Peter Fimrite, Chronicle Staff Writer
Thursday, July 26, 2007
Gov. Arnold Schwarzenegger and Nevada Gov. Jim Gibbons announced Wednesday the formation of a two-state commission in an attempt to prevent future calamities like the one that raged through South Lake Tahoe this summer.
The 3,100-acre Angora Fire swelled from an illegal campfire on June 24 to destroy 254 homes, causing an estimated $153 million in damage in South Lake Tahoe. Efforts to fight the fire and the cleanup afterward cost $23 million.
The 17-member California-Nevada Tahoe Basin Fire Commission will include eight representatives each from California and Nevada and one U.S. Forest Service representative.
"We must all work together to prevent something like the Angora Fire from happening again," Schwarzenegger said. "We're going to look at the trees, the dead trees, beetle-infested trees, and see how many trees we need to take out. The important thing is we look at the mistakes that may have been made and respond accordingly."

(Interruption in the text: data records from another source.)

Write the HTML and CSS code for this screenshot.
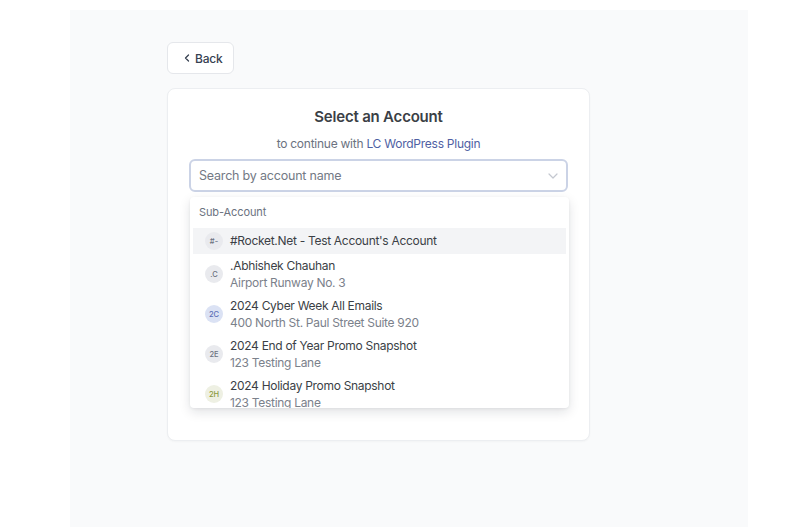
FILE: index.html
```html
<!DOCTYPE html>
<html lang="en">
<head>
  <meta charset="UTF-8">
  <title>Select an Account</title>
  <meta name="viewport" content="width=device-width, initial-scale=1">
  <link rel="stylesheet" href="styles.css">
</head>
<body>
  <div class="panel">
    <button type="button" class="back">
      <svg width="8" height="8" viewBox="0 0 8 8"><path d="M5.5 1 L2.5 4 L5.5 7" fill="none" stroke="#374151" stroke-width="1.3" stroke-linecap="round" stroke-linejoin="round"/></svg>
      Back
    </button>

    <div class="card">
      <h1>Select an Account</h1>
      <p class="subtitle">to continue with <a href="#">LC WordPress Plugin</a></p>

      <div class="picker">
        <div class="search">
          <input type="text" placeholder="Search by account name">
          <svg class="chevron" width="10" height="6" viewBox="0 0 10 6"><path d="M1 1 L5 5 L9 1" fill="none" stroke="#c4c8d0" stroke-width="1.2" stroke-linecap="round" stroke-linejoin="round"/></svg>
        </div>

        <div class="dropdown">
          <div class="group-label">Sub-Account</div>
          <div class="option active">
            <span class="avatar">#-</span>
            <div class="option-text">
              <div class="name">#Rocket.Net - Test Account's Account</div>
            </div>
          </div>
          <div class="option">
            <span class="avatar">.C</span>
            <div class="option-text">
              <div class="name">.Abhishek Chauhan</div>
              <div class="address">Airport Runway No. 3</div>
            </div>
          </div>
          <div class="option">
            <span class="avatar blue">2C</span>
            <div class="option-text">
              <div class="name">2024 Cyber Week All Emails</div>
              <div class="address">400 North St. Paul Street Suite 920</div>
            </div>
          </div>
          <div class="option">
            <span class="avatar">2E</span>
            <div class="option-text">
              <div class="name">2024 End of Year Promo Snapshot</div>
              <div class="address">123 Testing Lane</div>
            </div>
          </div>
          <div class="option">
            <span class="avatar olive">2H</span>
            <div class="option-text">
              <div class="name">2024 Holiday Promo Snapshot</div>
              <div class="address">123 Testing Lane</div>
            </div>
          </div>
        </div>
      </div>
    </div>
  </div>
</body>
</html>
```

FILE: styles.css
```css
body {
  font-family: Inter, "Noto Sans", Arial, sans-serif;
  margin: 0;
  background: #fff;
  color: #374151;
}

.panel {
  margin: 10px 0 0 70px;
  width: 581px;
  height: 485px;
  padding: 32px 0 0 97px;
  background: #f9fafb;
}

.back {
  display: flex;
  align-items: center;
  gap: 4px;
  width: 67px;
  height: 32px;
  padding: 0 0 0 15px;
  background: #fff;
  border: 1px solid #e5e7eb;
  border-radius: 6px;
  font-family: inherit;
  font-size: 12px;
  font-weight: 500;
  letter-spacing: -0.2px;
  color: #374151;
  cursor: pointer;
}

.card {
  margin-top: 14px;
  width: 379px;
  height: 333px;
  padding: 18px 21px 0 21px;
  background: #fff;
  border: 1px solid #eceef1;
  border-radius: 8px;
  box-shadow: 0 1px 2px rgba(0, 0, 0, 0.03);
}

h1 {
  margin: 0;
  text-align: center;
  font-size: 15px;
  line-height: 20px;
  font-weight: 600;
  letter-spacing: -0.2px;
  color: #3b3f46;
}

.subtitle {
  margin: 9px 0 0;
  text-align: center;
  font-size: 12px;
  line-height: 16px;
  letter-spacing: -0.25px;
  color: #6b7280;
}

.subtitle a {
  color: #4f5fa3;
  text-decoration: none;
}

.picker {
  position: relative;
  margin-top: 7px;
}

.search {
  display: flex;
  align-items: center;
  height: 29px;
  padding: 0 8px 0 8px;
  border: 2px solid #cbd3e6;
  border-radius: 6px;
  background: #fff;
}

.search input {
  flex: 1;
  border: none;
  outline: none;
  padding: 0;
  font-family: inherit;
  font-size: 12.5px;
  letter-spacing: -0.2px;
  color: #374151;
  background: transparent;
}

.search input::placeholder {
  color: #737985;
}

.dropdown {
  position: absolute;
  top: 38px;
  left: 1px;
  width: 379px;
  height: 211px;
  overflow: hidden;
  background: #fff;
  border-radius: 4px;
  box-shadow: 0 4px 12px rgba(17, 24, 39, 0.12), 0 1px 3px rgba(17, 24, 39, 0.06);
}

.group-label {
  padding: 8px 0 0 9px;
  font-size: 11px;
  line-height: 14px;
  letter-spacing: -0.1px;
  color: #6b7280;
}

.option {
  display: flex;
  align-items: center;
  gap: 7px;
  margin: 0 3px;
  height: 40px;
  padding: 0 0 0 12px;
}

.option.active {
  margin-top: 9px;
  height: 26px;
  background: #f3f4f6;
}

.avatar {
  display: flex;
  align-items: center;
  justify-content: center;
  flex: none;
  width: 18px;
  height: 18px;
  border-radius: 50%;
  background: #e9eaee;
  color: #6b7280;
  font-size: 7.5px;
  font-weight: 500;
}

.avatar.blue {
  background: #dbe2f4;
  color: #5c6fb6;
}

.avatar.olive {
  background: #eef0e3;
  color: #8c9a3c;
}

.name {
  font-size: 12px;
  line-height: 16px;
  letter-spacing: -0.3px;
  color: #3b3f46;
}

.address {
  margin-top: 1px;
  font-size: 12px;
  line-height: 16px;
  letter-spacing: -0.3px;
  color: #7b818b;
}
```
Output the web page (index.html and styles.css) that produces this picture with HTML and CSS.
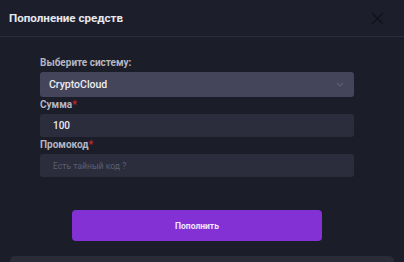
FILE: index.html
```html
<!DOCTYPE html>
<html lang="ru">
<head>
  <meta charset="UTF-8" />
  <meta name="viewport" content="width=device-width, initial-scale=1.0"/>
  <title>Пополнение средств</title>
  <link rel="stylesheet" href="styles.css">
</head>
<body>
  <div class="modal">
    <div class="modal-head">
      <h2>Пополнение средств</h2>
      <button class="close-btn" aria-label="Закрыть">
        <svg width="13" height="13" viewBox="0 0 13 13"><path d="M1.5 1.5L11.5 11.5M11.5 1.5L1.5 11.5" stroke="currentColor" stroke-width="1.6" stroke-linecap="round"/></svg>
      </button>
    </div>

    <form class="modal-body">
      <label class="field-label">Выберите систему:</label>
      <div class="select">
        <span>CryptoCloud</span>
        <svg width="8" height="5" viewBox="0 0 8 5"><path d="M1 1L4 4L7 1" fill="none" stroke="currentColor" stroke-width="1.2"/></svg>
      </div>

      <label class="field-label">Сумма<span class="req">*</span></label>
      <input type="text" class="field" value="100" />

      <label class="field-label">Промокод<span class="req">*</span></label>
      <input type="text" class="field" placeholder="Есть тайный код ?" />

      <button type="button" class="submit-btn">Пополнить</button>
    </form>

    <div class="next-block"></div>
  </div>
</body>
</html>
```

FILE: styles.css
```css
* {
  margin: 0;
  padding: 0;
  box-sizing: border-box;
}

body {
  background-color: #1b1e29;
  font-family: 'Roboto', 'Noto Sans', sans-serif;
  overflow: hidden;
}

.modal {
  width: 404px;
  height: 262px;
  display: flex;
  flex-direction: column;
  overflow: hidden;
}

.modal > * {
  flex-shrink: 0;
}

.modal-head {
  height: 37px;
  display: flex;
  align-items: center;
  justify-content: space-between;
  padding: 0 20px 0 9px;
  background-color: #1c1f2b;
  border-bottom: 1px solid #2a2d3b;
}

.modal-head h2 {
  font-size: 11.6px;
  font-weight: 700;
  color: #e6e7ee;
}

.close-btn {
  background: none;
  border: none;
  color: #10121b;
  display: flex;
}

.modal-body {
  display: flex;
  flex-direction: column;
  padding: 20px 50px 0 40px;
}

.field-label {
  font-size: 10px;
  font-weight: 700;
  color: #b5b6c2;
  line-height: 12px;
  margin-bottom: 3px;
}

.req {
  color: #d4212b;
}

.select {
  height: 25px;
  border-radius: 3px;
  background-color: #44455a;
  display: flex;
  align-items: center;
  justify-content: space-between;
  padding: 0 10px 0 9px;
  color: #ececf2;
  font-size: 10.5px;
  font-weight: 500;
  margin-bottom: 2px;
}

.select svg {
  color: #5b5c70;
}

.field {
  height: 23px;
  border-radius: 3px;
  border: none;
  outline: none;
  background-color: #2b2d3c;
  padding: 0 13px;
  color: #ececf2;
  font-family: inherit;
  font-size: 10px;
  font-weight: 500;
  margin-bottom: 2px;
}

.field::placeholder {
  color: #5d5f70;
  font-weight: 400;
  font-size: 8.6px;
}

.submit-btn {
  align-self: flex-start;
  margin: 31px 0 0 32px;
  width: 250px;
  height: 31px;
  border: none;
  border-radius: 4px;
  background-color: #8331d4;
  color: #f1e6ff;
  font-family: inherit;
  font-size: 8.5px;
  font-weight: 700;
}

.next-block {
  margin: 15px 10px 0;
  height: 20px;
  border-radius: 5px 5px 0 0;
  background-color: #292b37;
}
```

The commission will review all laws, policies and practices regarding wildfires in the Tahoe Basin, which sits in parts of California and Nevada, and come up with ways to reduce the threat. The commission's report will be presented to the two governors next March.
The Angora Fire renewed the national debate over how to manage overgrown forest areas. In many parts of the Western United States and California, years of fire prevention have allowed forests to continue growing unchecked by natural brush fires that, over thousands of years, cleared woodlands of excess debris.
It has been a particular problem in the Lake Tahoe area, prompting forestry officials to begin manually clearing brush from certain areas.
"We all share the same goal, and that goal is the environmental beauty, health and functioning of the Lake Tahoe Basin," Gibbons said. "Catastrophic wildfire is a condition of an unhealthy forest. We want to have the rules changed, to have the policies changed, so that we can make this forest healthy once again."